Crimean Tatars suffer Russian persecution

September 24, 2014

The Russian seizure of Crimea and its support of the insurrection in eastern Ukraine inspired comparisons of Russia to Nazi Germany and President Vladimir Putin to Hitler. But the way Russia has gone about crushing dissent on the Crimean peninsula lately calls to mind another infamous figure from history that Putin seems to emulate: Joseph Stalin.

Russia annexed Crimea from the Ottoman Empire in the 18th century. In May 1944, Stalin accused the Muslim Tatars – one fifth of the population – of collaborating with the Nazis and ordered their expulsion. Of the 230,000 Tatars sent to what are now Uzbekistan, Kazakhstan and other former Soviet states, as well as to gulags, as many as 100,000 are believed to have died from starvation and disease. Stalin’s charges were discredited in 1966, and Tatars began returning to their homeland in the 1980s, with a huge wave immigrating after Ukraine gained its independence. Today, Tatars number about 250,000 and constitute 12 percent of Crimea’s population.

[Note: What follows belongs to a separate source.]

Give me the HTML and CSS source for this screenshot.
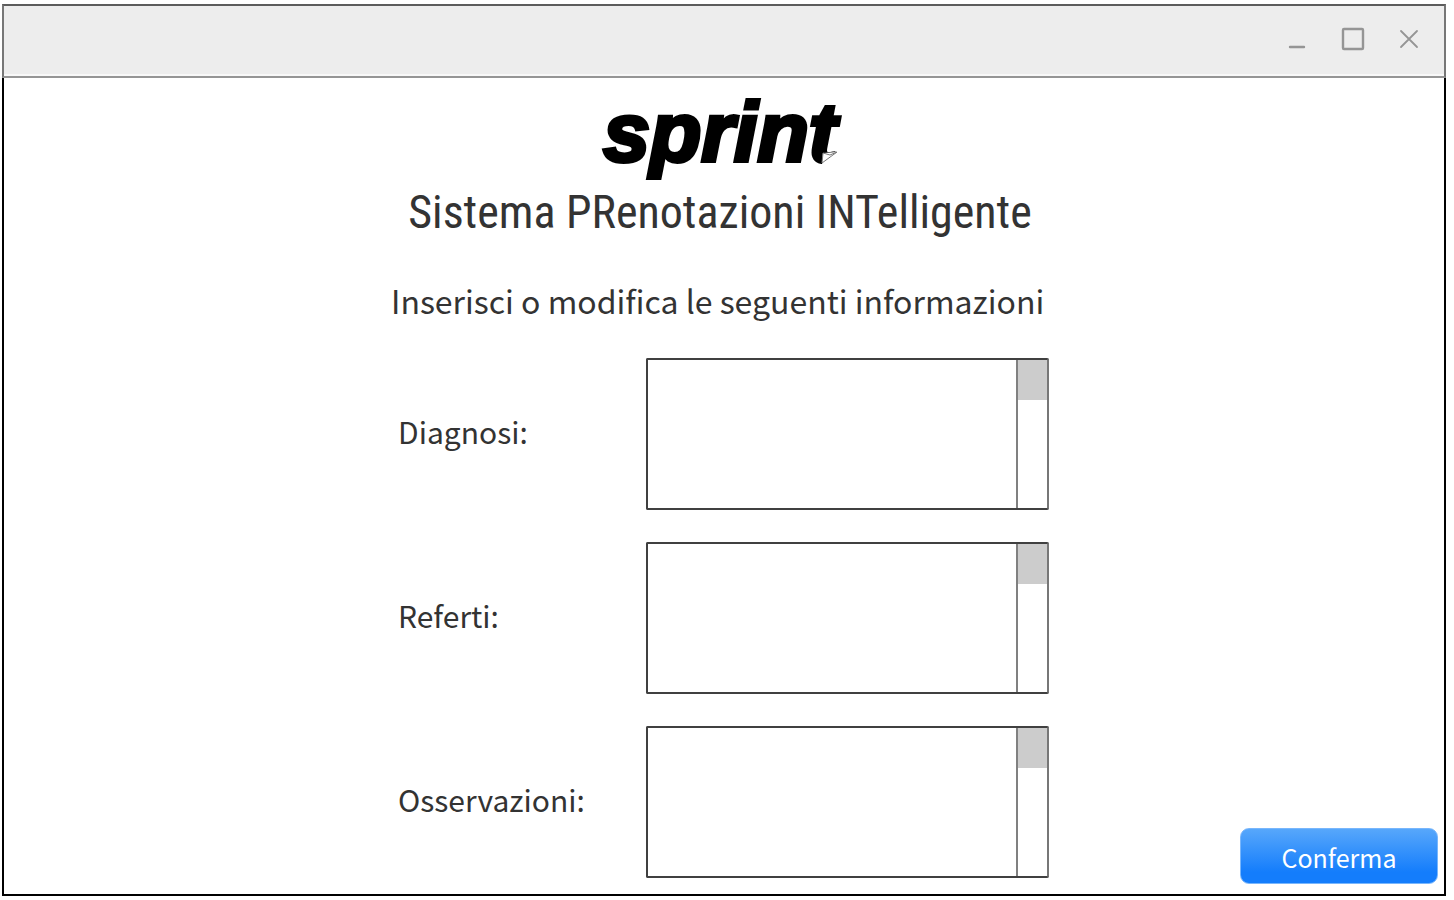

Again, however, Tatars face official persecution. During the last six months their freedoms and rights have been repeatedly attacked. According to a report by Amnesty International: “Tatar activists have been detained and ill-treated by groups of armed men and, in one case, killed; the informal leader of the Crimean Tatars and Ukrainian MP, Mustafa Jemiliev, was banned and prevented from entering his homeland; scores of Crimean Tatars have been prosecuted for taking part in peaceful protests; the highest representative body of the Tatars, the Mejlis, has been threatened with dissolution; Tatars are under pressure to give up their Ukrainian citizenship and apply for Russian passports.”

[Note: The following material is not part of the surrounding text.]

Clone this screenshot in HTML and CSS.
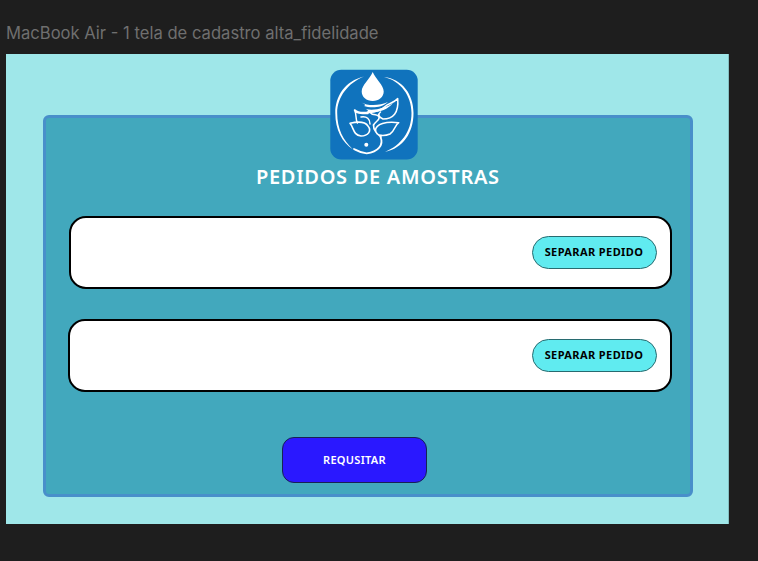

Ismayil Khayredinov, a Crimean Tatar, lives and works in the Czech Republic now. He served the Observer-Reporter as an interpreter during its exchanges with newspapers in eastern Ukraine several years ago.

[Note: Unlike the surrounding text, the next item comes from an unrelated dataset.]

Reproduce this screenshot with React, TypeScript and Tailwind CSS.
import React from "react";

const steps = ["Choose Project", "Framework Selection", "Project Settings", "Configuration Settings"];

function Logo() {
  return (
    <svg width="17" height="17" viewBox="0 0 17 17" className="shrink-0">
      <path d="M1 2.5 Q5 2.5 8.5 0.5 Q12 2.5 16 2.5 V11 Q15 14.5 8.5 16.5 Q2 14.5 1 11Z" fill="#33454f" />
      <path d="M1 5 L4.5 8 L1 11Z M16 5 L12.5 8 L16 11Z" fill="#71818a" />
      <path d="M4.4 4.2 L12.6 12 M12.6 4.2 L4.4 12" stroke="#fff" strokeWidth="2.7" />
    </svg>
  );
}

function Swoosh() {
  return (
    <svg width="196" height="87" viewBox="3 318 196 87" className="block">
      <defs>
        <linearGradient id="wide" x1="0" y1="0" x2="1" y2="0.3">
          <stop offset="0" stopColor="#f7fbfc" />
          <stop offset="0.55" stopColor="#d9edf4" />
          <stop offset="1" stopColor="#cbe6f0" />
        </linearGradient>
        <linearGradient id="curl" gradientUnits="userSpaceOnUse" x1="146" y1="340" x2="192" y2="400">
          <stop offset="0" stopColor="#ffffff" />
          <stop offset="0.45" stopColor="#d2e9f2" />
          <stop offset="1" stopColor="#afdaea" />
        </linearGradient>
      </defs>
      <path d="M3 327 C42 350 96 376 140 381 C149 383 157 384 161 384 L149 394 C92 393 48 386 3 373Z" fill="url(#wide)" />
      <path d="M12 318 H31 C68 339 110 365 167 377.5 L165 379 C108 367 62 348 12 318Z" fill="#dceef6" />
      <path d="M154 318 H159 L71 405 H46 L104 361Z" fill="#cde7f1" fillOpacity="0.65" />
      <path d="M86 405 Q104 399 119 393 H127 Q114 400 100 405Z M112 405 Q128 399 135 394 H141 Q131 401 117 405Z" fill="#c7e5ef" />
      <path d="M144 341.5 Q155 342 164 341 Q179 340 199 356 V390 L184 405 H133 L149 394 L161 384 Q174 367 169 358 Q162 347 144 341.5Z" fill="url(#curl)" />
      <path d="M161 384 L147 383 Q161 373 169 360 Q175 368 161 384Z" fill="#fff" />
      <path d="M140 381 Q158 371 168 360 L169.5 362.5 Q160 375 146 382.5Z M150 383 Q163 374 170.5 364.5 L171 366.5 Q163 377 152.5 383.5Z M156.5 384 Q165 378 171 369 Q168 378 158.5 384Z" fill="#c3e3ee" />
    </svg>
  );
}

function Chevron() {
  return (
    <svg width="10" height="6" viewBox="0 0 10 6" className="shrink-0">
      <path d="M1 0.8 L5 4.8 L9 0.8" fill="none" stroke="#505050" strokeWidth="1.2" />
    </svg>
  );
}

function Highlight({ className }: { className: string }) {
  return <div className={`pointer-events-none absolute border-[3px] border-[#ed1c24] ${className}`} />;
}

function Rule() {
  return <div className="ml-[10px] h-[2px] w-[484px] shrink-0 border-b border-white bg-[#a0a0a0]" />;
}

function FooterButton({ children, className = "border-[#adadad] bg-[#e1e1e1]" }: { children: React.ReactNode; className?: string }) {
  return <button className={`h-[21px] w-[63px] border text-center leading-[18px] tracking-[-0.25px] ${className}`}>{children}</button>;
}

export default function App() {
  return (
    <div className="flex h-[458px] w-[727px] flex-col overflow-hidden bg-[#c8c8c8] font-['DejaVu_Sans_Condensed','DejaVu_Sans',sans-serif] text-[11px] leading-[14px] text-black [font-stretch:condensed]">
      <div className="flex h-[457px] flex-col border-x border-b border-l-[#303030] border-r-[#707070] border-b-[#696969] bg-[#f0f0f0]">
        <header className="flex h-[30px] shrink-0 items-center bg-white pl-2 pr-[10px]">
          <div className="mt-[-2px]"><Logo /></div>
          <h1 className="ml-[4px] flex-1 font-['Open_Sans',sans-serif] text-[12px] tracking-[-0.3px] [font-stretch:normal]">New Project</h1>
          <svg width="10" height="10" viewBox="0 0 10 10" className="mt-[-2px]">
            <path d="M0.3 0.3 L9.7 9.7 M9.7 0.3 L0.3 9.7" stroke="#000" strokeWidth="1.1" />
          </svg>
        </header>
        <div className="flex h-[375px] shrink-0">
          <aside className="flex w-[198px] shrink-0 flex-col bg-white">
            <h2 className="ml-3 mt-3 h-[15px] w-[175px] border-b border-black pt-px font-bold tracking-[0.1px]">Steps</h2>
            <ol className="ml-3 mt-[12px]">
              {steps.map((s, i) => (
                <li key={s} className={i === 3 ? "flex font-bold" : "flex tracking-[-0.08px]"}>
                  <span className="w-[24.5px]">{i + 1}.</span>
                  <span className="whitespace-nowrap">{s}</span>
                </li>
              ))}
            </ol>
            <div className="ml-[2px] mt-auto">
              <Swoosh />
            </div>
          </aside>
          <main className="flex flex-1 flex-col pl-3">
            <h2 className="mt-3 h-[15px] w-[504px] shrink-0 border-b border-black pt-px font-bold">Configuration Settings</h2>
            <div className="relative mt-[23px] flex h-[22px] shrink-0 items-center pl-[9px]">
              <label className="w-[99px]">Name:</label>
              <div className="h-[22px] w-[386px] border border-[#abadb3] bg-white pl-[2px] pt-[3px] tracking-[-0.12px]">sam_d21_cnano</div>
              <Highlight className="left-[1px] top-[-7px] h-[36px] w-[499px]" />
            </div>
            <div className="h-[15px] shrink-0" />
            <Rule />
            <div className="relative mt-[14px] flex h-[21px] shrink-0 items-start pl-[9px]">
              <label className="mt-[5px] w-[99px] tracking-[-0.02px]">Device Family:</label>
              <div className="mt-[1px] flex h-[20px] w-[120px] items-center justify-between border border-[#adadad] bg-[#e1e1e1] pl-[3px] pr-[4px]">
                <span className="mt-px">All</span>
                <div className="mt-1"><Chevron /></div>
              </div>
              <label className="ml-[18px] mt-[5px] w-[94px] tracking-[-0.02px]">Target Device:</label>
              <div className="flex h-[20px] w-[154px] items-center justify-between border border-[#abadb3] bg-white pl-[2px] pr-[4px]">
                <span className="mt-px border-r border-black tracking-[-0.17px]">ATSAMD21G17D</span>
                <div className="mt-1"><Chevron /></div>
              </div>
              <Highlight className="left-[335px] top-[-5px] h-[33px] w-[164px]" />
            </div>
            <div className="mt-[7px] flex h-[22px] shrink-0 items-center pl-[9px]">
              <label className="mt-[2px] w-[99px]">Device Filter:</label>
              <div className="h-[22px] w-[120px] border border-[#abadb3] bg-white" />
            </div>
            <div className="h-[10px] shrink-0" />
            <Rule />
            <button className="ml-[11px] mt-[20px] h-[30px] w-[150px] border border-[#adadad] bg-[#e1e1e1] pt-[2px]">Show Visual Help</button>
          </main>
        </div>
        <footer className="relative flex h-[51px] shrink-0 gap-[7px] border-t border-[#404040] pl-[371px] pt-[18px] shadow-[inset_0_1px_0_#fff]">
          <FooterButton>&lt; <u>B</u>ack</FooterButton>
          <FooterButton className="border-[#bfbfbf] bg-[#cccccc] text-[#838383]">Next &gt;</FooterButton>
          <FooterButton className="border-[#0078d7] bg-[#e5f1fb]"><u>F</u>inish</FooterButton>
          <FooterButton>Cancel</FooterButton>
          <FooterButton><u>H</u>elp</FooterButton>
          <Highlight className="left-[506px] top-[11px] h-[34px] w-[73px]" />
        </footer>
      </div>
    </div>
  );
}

Khayredinov had not been home since the Russian invasion but stays in touch with family and friends in his hometown, Sevastopol. In an email to us earlier this week, he wrote, “In the last two weeks in Crimea: My high school was searched and fined for possession of ‘forbidden’ literature; a friend who is a political activist was subject to a home search with all of his computers seized; the Crimean Tatar library that my mom works with has been closed down; my old boss was on a taxi when four masked men pulled him out and stole his passport – he was on his way to UN assembly in New York; the foundation that owned my old office and is dealing with Crimean Tatar Medjlis funds has lost access to all buildings and assets by court order; regular searches are taking places in mosques around Crimea; and the latest – all Crimean schools will be searched for forbidden literature. And why is it that I want to pull my hair out when Russian MFA (Ministry of Foreign Affairs) screams about rights violations of Russian minorities in other countries?”

Tatar leaders have historically been anti-communist and have consistently supported Ukrainian nationalist causes, but their dissent has always been peaceful. Dissent, however, is not something Putin is ready to tolerate. Russian musicians, artists and writers have been asked to sign letters of support for the annexation of Crimea, and those who refuse risk being branded as traitors, yet another Stalinist tactic.

Much attention, fear and consternation is focused on what land Putin may try to seize next, Hitler-style. But perhaps more worrisome are Putin’s plans for his own people.